Zum Stand – Frau Herold ist nun gerade nicht mehr anwesend, doch, da oben sitzt sie bei den Referenten, Entschuldigung – der Änderungen der GUSVO haben Sie, Frau Herold, selbst am 21.09.2016 im Gleichstellungsausschuss die aktuellen Daten und den aktuellen Bericht der Landesregierung gehört, genau wie alle anderen Mitglieder des Parlaments. Deswegen kommen wir auch in unserem Antrag nicht auf dieses Thema zu sprechen, weil die Landesregierung bereits dazu berichtet hat. Aber wenn man im Gleichstellungsausschuss sitzt und mit Einstimmigkeit Anträge durchwinkt, die man hinterher hier wieder kritisieren will, dann wundert es nicht, dass auch solche Fragen weiterhin in einem Alternativantrag enthalten sind, obwohl sie bereits vor einer Woche beantwortet wurden, meine Damen und Herren.

(Beifall CDU)

Wir wollen, meine Damen und Herren, mit Ihnen ins Gespräch kommen, wie wir interreligiöse Kompetenz stärken und antichristlicher Gewalt gemeinsam

entgegentreten können. Da begreifen wir antichristliche Gewalt als einen ersten Schritt bei der antireligiös motivierten Gewalt. Wir können gern auch über Gewalt gegen andere religiöse Gruppen hier insgesamt sprechen, meine Damen und Herren. Daher beantrage ich die Überweisung unseres Antrags an den Ausschuss für Migration, Justiz und Verbraucherschutz und freue mich auf die Diskussion mit Ihnen.

(Beifall CDU, SPD)

Als Nächste hat Frau Abgeordnete Mühlbauer, Fraktion der SPD, das Wort.
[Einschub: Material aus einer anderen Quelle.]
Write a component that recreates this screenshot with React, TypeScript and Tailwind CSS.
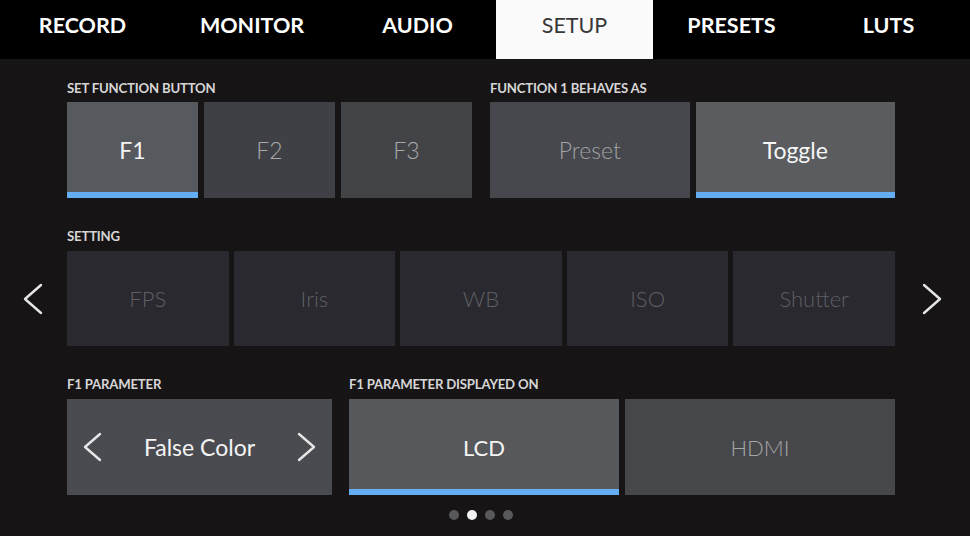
import clsx from "clsx"

const tabs = [
  { label: "RECORD", w: "w-[165px]" },
  { label: "MONITOR", w: "w-[174px]" },
  { label: "AUDIO", w: "w-[157px]" },
  { label: "SETUP", w: "w-[157px]", active: true },
  { label: "PRESETS", w: "w-[157px]" },
  { label: "LUTS", w: "w-[157px]" },
]

function Chevron({ dir, w = 20, h = 32 }: { dir: "left" | "right"; w?: number; h?: number }) {
  const pts = dir === "left" ? `${w - 2},2 2,${h / 2} ${w - 2},${h - 2}` : `2,2 ${w - 2},${h / 2} 2,${h - 2}`
  return (
    <svg width={w} height={h} viewBox={`0 0 ${w} ${h}`} fill="none">
      <polyline points={pts} stroke="#e6e6e6" strokeWidth="2.4" strokeLinecap="round" strokeLinejoin="round" />
    </svg>
  )
}

function Tile({
  label,
  bg,
  color,
  active,
  light,
  size = "text-[23px]",
  className,
}: {
  label: string
  bg: string
  color: string
  active?: boolean
  light?: boolean
  size?: string
  className?: string
}) {
  return (
    <div className={clsx("relative flex items-center justify-center", bg, className)}>
      <span className={clsx(size, color, light ? "font-light" : "font-normal")}>{label}</span>
      {/* selection bar */}
      {active && <div className="absolute bottom-0 left-0 right-0 h-[6px] bg-[#64adf2]" />}
    </div>
  )
}

function Label({ children, className }: { children: string; className?: string }) {
  return (
    <div className={clsx("h-[16px] text-[13.2px] leading-[16px] font-bold text-[#d6d6d6] tracking-[-0.2px]", className)}>
      {children}
    </div>
  )
}

export default function App() {
  return (
    <div className="w-[970px] h-[536px] overflow-hidden bg-[#171415] font-['Lato',sans-serif]">
      {/* Tabs */}
      <div className="flex h-[59px] bg-black">
        {tabs.map((t) => (
          <div
            key={t.label}
            className={clsx(
              "flex items-center justify-center pb-[8px] text-[21.5px] leading-none",
              t.w,
              t.active ? "bg-[#fafafa] text-[#383838] font-normal" : "text-white font-bold"
            )}
          >
            {t.label}
          </div>
        ))}
      </div>

      {/* Function button */}
      <div className="mt-[21px] ml-[67px] mr-[75px] grid grid-cols-2 gap-[18px]">
        <div className="flex flex-col gap-[6px]">
          <Label>SET FUNCTION BUTTON</Label>
          <div className="grid grid-cols-3 gap-[6px] h-[96px]">
            <Tile label="F1" bg="bg-[#56595e]" color="text-[#f4f4f4]" active />
            <Tile label="F2" bg="bg-[#3e4045]" color="text-[#a9a9a9]" light />
            <Tile label="F3" bg="bg-[#414347]" color="text-[#a9a9a9]" light />
          </div>
        </div>
        <div className="flex flex-col gap-[6px]">
          <Label>FUNCTION 1 BEHAVES AS</Label>
          <div className="grid grid-cols-2 gap-[6px] h-[96px]">
            <Tile label="Preset" bg="bg-[#46484d]" color="text-[#a2a2a2]" light />
            <Tile label="Toggle" bg="bg-[#5a5c60]" color="text-[#f6f6f6]" active />
          </div>
        </div>
      </div>

      {/* Setting */}
      <div className="mt-[30px] grid grid-cols-[67px_1fr_75px] grid-rows-[16px_95px] gap-y-[7px]">
        <div />
        <Label>SETTING</Label>
        <div />
        <div className="flex items-center justify-center pr-[2px]">
          <Chevron dir="left" />
        </div>
        <div className="grid grid-cols-5 gap-[5px]">
          {["FPS", "Iris", "WB", "ISO", "Shutter"].map((s) => (
            <Tile key={s} label={s} bg="bg-[#29292f]" color="text-[#5f5f63]" light size="text-[22px]" />
          ))}
        </div>
        <div className="flex items-center justify-center pr-[2px]">
          <Chevron dir="right" />
        </div>
      </div>

      {/* F1 parameter */}
      <div className="mt-[30px] ml-[67px] mr-[75px] flex gap-[17px]">
        <div className="w-[265px] flex flex-col gap-[7px]">
          <Label>F1 PARAMETER</Label>
          <div className="h-[96px] bg-[#4a4b50] flex items-center justify-between px-[16px]">
            <Chevron dir="left" w={19} h={30} />
            <span className="text-[23px] text-[#f4f4f4]">False Color</span>
            <Chevron dir="right" w={19} h={30} />
          </div>
        </div>
        <div className="flex-1 flex flex-col gap-[7px]">
          <Label>F1 PARAMETER DISPLAYED ON</Label>
          <div className="grid grid-cols-2 gap-[6px] h-[96px]">
            <Tile label="LCD" bg="bg-[#56585c]" color="text-[#f4f4f4]" active size="text-[22px]" />
            <Tile label="HDMI" bg="bg-[#46474b]" color="text-[#a6a6a6]" light size="text-[22px]" />
          </div>
        </div>
      </div>

      {/* Page dots */}
      <div className="mt-[15px] ml-[67px] mr-[75px] flex justify-center gap-[8px]">
        <div className="w-[10px] h-[10px] rounded-full bg-[#58585c]" />
        <div className="w-[10px] h-[10px] rounded-full bg-[#f2f2f2]" />
        <div className="w-[10px] h-[10px] rounded-full bg-[#58585c]" />
        <div className="w-[10px] h-[10px] rounded-full bg-[#58585c]" />
      </div>
    </div>
  )
}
Sehr geehrter Herr Präsident, meine sehr geehrten Damen und Herren, werte Kolleginnen und Kollegen! Ganz kurz zur Klarstellung, natürlich haben wir jetzt die Sprecherfunktionen nicht getauscht in unserer Fraktion. Da Frau Marx momentan anderweitig gebunden ist, habe ich gesagt, das ist ein Thema, da wollte ich auch ganz gern mit dem Blickpunkt des Glaubens ein paar Dinge hier mit beibringen. Ich denke, das ist auch ganz angemessen.

(Beifall CDU)

(Zwischenruf Abg. Mohring, CDU: Darüber freue ich mich!)

Lassen Sie mich bitte zwei, drei Punkte – bevor Sie sich zu sehr freuen, Herr Mohring – im Vorfeld ganz klar unterstreichen. Frau Kollegin Rothe-Beinlich hat Ihnen die Definition zur Hasskriminalität hier wörtlich vorgelesen, hier passt kein Blatt zwischen unsere Punkte, auch die Auslegung und die Klarziehung des Bewachungsgewerbes ist sehr klar von der Kollegin schon geschildert worden. Wir haben – das ist mir an der Stelle noch wichtig – viele Freiwillige, die diese Kurse anbieten. Natürlich haben wir da noch viele Dinge zu tun und das werden wir auch tun. Ich bin frohen Mutes, dass die Kurse zur Integration sich hier weiter verbessern werden.

Lassen Sie mich bitte jetzt ein Zitat aus Ihrem Antrag vorbringen. Ich denke, das ist gerechtfertigt, sehr geehrter Herr Präsident, letzte Seite Ihres Antrags, letzter Absatz, Sie können mitlesen: „Schließlich bleibt festzuhalten, dass Deutschland seit den Tagen des Bonifatius ein christlich geprägtes Land ist.“ Meine sehr geehrten Damen und Herren der CDU-Fraktion, Deutschland und Bonifatius in einem Satz und nur mit einem Komma aufzuarbeiten, dazu gehört sogar beim historischen Laien Mut. Ich bitte! Erster Punkt ist: Dieses Deutschland, unter dieser Bezeichnung, wie Sie es heute sehen, hat mit den Regionen, wo Bonifatius tätig war, wirklich nichts zu tun.